King Apathy is musical social justice warfare, but they did not lose the music in their message. What Wounds lacks in originality, it makes up for with heart.
One hardly needs to make much of an effort to realize that King Apathy have a lot to say. The melodic-crusty-post-metal band from Munich, Germany wear their convictions not only on their sleeves, but on every social media page they manage. King Apathy explicitly identify as hardcore vegan, anarchist, straight-edge, environmentalist, anti-capitalist, anti-sexist, anti-homophobia, and what have you. Basically, King Apathy is musical social justice warfare.
Well, speaking of the music, what about it? We’re so glad you asked!
One can be thankful that King Apathy is not a ‘hip politics, lame music’ straw man band, nor are they new to the game. Wounds might be their first full-length album as King Apathy (a self-titled EP was released in 2016) but they released two other albums since founding as Thränekind in 2007. The new name reflects their overall message: that we are all ruled by a ‘King’ named ‘Apathy’. It also reflects a more global perspective, since they adopted a name that can be easily pronounced outside of Germany.

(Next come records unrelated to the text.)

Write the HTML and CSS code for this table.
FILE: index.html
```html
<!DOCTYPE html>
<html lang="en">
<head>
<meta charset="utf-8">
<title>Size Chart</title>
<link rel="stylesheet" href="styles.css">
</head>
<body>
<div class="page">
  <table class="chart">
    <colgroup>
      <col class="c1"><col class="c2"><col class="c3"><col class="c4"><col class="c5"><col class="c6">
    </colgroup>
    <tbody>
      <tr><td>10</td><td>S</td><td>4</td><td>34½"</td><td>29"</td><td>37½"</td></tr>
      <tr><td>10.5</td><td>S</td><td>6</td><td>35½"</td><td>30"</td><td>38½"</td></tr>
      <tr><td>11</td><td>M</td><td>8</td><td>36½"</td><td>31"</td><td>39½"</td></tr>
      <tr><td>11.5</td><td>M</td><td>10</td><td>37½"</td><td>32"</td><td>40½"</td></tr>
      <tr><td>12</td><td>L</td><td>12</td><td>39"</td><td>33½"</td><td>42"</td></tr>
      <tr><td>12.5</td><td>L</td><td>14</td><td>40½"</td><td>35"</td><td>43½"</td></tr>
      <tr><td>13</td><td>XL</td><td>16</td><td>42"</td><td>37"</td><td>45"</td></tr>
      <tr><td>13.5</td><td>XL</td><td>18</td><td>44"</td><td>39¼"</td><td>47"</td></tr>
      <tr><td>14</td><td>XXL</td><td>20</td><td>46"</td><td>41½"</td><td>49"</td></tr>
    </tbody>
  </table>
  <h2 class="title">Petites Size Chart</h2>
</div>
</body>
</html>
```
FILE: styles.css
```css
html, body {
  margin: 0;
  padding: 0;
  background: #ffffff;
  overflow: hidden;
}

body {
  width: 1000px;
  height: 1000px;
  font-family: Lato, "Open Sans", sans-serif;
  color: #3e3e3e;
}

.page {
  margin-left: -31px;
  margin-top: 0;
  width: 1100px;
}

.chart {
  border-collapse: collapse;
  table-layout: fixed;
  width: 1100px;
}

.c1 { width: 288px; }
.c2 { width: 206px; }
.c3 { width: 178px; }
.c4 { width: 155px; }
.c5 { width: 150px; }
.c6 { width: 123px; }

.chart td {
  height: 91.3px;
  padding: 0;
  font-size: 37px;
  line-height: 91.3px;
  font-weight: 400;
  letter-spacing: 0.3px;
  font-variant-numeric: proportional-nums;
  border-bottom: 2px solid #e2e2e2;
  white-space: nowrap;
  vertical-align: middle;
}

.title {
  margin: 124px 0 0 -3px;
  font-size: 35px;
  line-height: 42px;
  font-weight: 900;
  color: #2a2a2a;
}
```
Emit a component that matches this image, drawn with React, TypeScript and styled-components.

Wounds, then, is a work by a very mature outfit. The maturity shows in King Apathy’s stylistic comfort. Their melody lacks the conspicuous self-consciousness that made a like-minded metalcore band’s most recent album a somewhat underwhelming listening experience. Rather, King Apathy’s melodies are expressive and lend a great deal of heart to the slow, sloshing hardcore riffs that are all but de rigeur in post-metal. They add a slight taste of crust punk to their sound; ‘slight’ because as crusty as the guitar tone might be, Wounds has a very standard metal production style and feel. In fact, King Apathy sounds closer to an artsy black metal band at times, particularly when the double-bass drumming drops hard on songs like “The Scars of the Land”. The metallic production at least helps the band’s songs have distinction from one-another because there is far less emphasis on technical aesthetics here. On the other hand, King Apathy’s strict commitment to conventional post-metal chug-sludge tropes makes them hard to distinguish from a lot of other European post-metal bands (cf. Amenra, A Secret Revealed, Eryn Non Dae, et al).
Back to the band’s politics, King Apathy explicitly state that human civilization contains within it the keys to its own destruction: boundless consumption piling waste behind it like Walter Benjamin’s ‘Angel of History’, only the pile is never truly left behind and eventually it will fall to crush us all. That is as ‘metal’ as one can get, yet it comes from a hardcore heart. This heart saves Wounds from being completely clichéd as the concept inspired by it powers King Apathy’s sense of melody. This is something that too many ‘heavy’ bands forget far too often: great melodies make great songs; while at the same time too much melody will rob said melody of its capacity to make an impact. Such a balance is hard to strike at times.
We can show considerable gratitude, then, that King Apathy have found a healthy spot, musically-speaking. Wound shows an experienced band with the right combination of stylistic comfort and conviction to make everything hold together in a pleasant, compelling way.